Acho que esse modelo dos ciclos econômicos do presidencialismo de coalizão, em que a popularidade alta aumenta a atração centrípeta do presidente, que é o centro do regime, e uma popularidade em queda produz fuga do centro da presidência para outras áreas sobretudo para as lideranças que podem substituir o presidente em uma eleição. Em um período anterior, a queda de popularidade de Fernando Henrique Cardoso (PSDB) representava aumento de apoio a Lula. Durante os governos Lula e Dilma, representava aumento de apoio aos tucanos. Eu acho que esse ciclo continua funcionando.
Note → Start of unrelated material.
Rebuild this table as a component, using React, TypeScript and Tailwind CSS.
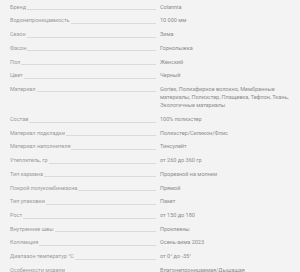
import React from "react";

const rows: [string, string][] = [
  ["Бренд", "Colannia"],
  ["Водонепроницаемость", "10 000 мм"],
  ["Сезон", "Зима"],
  ["Фасон", "Горнолыжка"],
  ["Пол", "Женский"],
  ["Цвет", "Черный"],
  ["Материал", "Gortex, Полиэфирное волокно, Мембранные материалы, Полиэстер, Плащевка, Тефлон, Ткань, Экологичные материалы"],
  ["Состав", "100% полиэстер"],
  ["Материал подкладки", "Полиэстер/Силикон/Флис"],
  ["Материал наполнителя", "Тинсулейт"],
  ["Утеплитель, гр", "от 260 до 360 гр"],
  ["Тип кармана", "Прорезной на молнии"],
  ["Покрой полукомбинезона", "Прямой"],
  ["Тип упаковки", "Пакет"],
  ["Рост", "от 150 до 180"],
  ["Внутренние швы", "Проклеены"],
  ["Коллекция", "Осень-зима 2023"],
  ["Диапазон температур °C", "от 0° до -35°"],
  ["Особенности модели", "Влагонепроницаемая/Дышащая"],
];

export default function App() {
  return (
    <div
      className="w-[300px] h-[272px] overflow-hidden bg-[#f3f3f3] pl-[10px] pr-[8px]"
      style={{ fontFamily: "Roboto, 'Liberation Sans', sans-serif" }}
    >
      {rows.map(([k, v]) => (
        <div key={k} className="flex py-[2.75px] text-[5.5px] leading-[8.2px]">
          <div className="flex w-[146px] shrink-0 items-start text-[#9a9a9a]">
            <span className="whitespace-nowrap">{k}</span>
            <span className="ml-[1px] mt-[6.5px] flex-1 border-b border-[#dadada]" />
          </div>
          <div className="ml-[4px] flex-1 text-[#8c8c8c]">{v}</div>
        </div>
      ))}
    </div>
  );
}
Essa polarização que a gente está vendo ela transbordou da política para a sociedade, isso é um problema mesmo, mas eu vejo os números da divisão e vejo que na verdade a maior parte da população brasileira não está mais de um lado nem do outro. Você tem ali 30% do lado do PT, 25% do lado do Bolsonaro e o resto dizendo o seguinte: ‘Olha, eu não estou nessa’.

De qualquer forma, estamos vivendo ainda um momento ainda de crise política que começou no impeachment da Dilma e ainda não acabou. O sistema partidário ainda não se realinhou, nós não temos um partido capaz de galvanizar a parte da sociedade que não vota no governo Lula para fazer um contraponto como o PSDB fez até 2014. Isso precisa se recompor e é necessária ainda uma redução significativa da fragmentação das bancadas no congresso e um aumento do tamanho médio dos partidos para termos um sistema mais organizado que garanta a governabilidade com coalizões funcionais.

A síntese do governo Lula 3 até aqui é que o rival político não é mais o bolsonarismo, mas esse Centrão herdado do Bolsonaro e da reforma política?
Não é um rival porque ele não quer a Presidência, ele quer o dele. É mais uma dificuldade, ele cria dificuldades, vende poucas facilidades e produz uma governabilidade muito problemática. O que significa também que vamos seguir tendo uma judicialização da política, o que inexoravelmente leva à politização do Judiciário. Então veremos um Supremo cada vez mais politizado e cada vez mais provocado a se manifestar sobre temas políticos em que há divergência entre Executivo e Legislativo. O primeiro deles deve ser o marco temporal.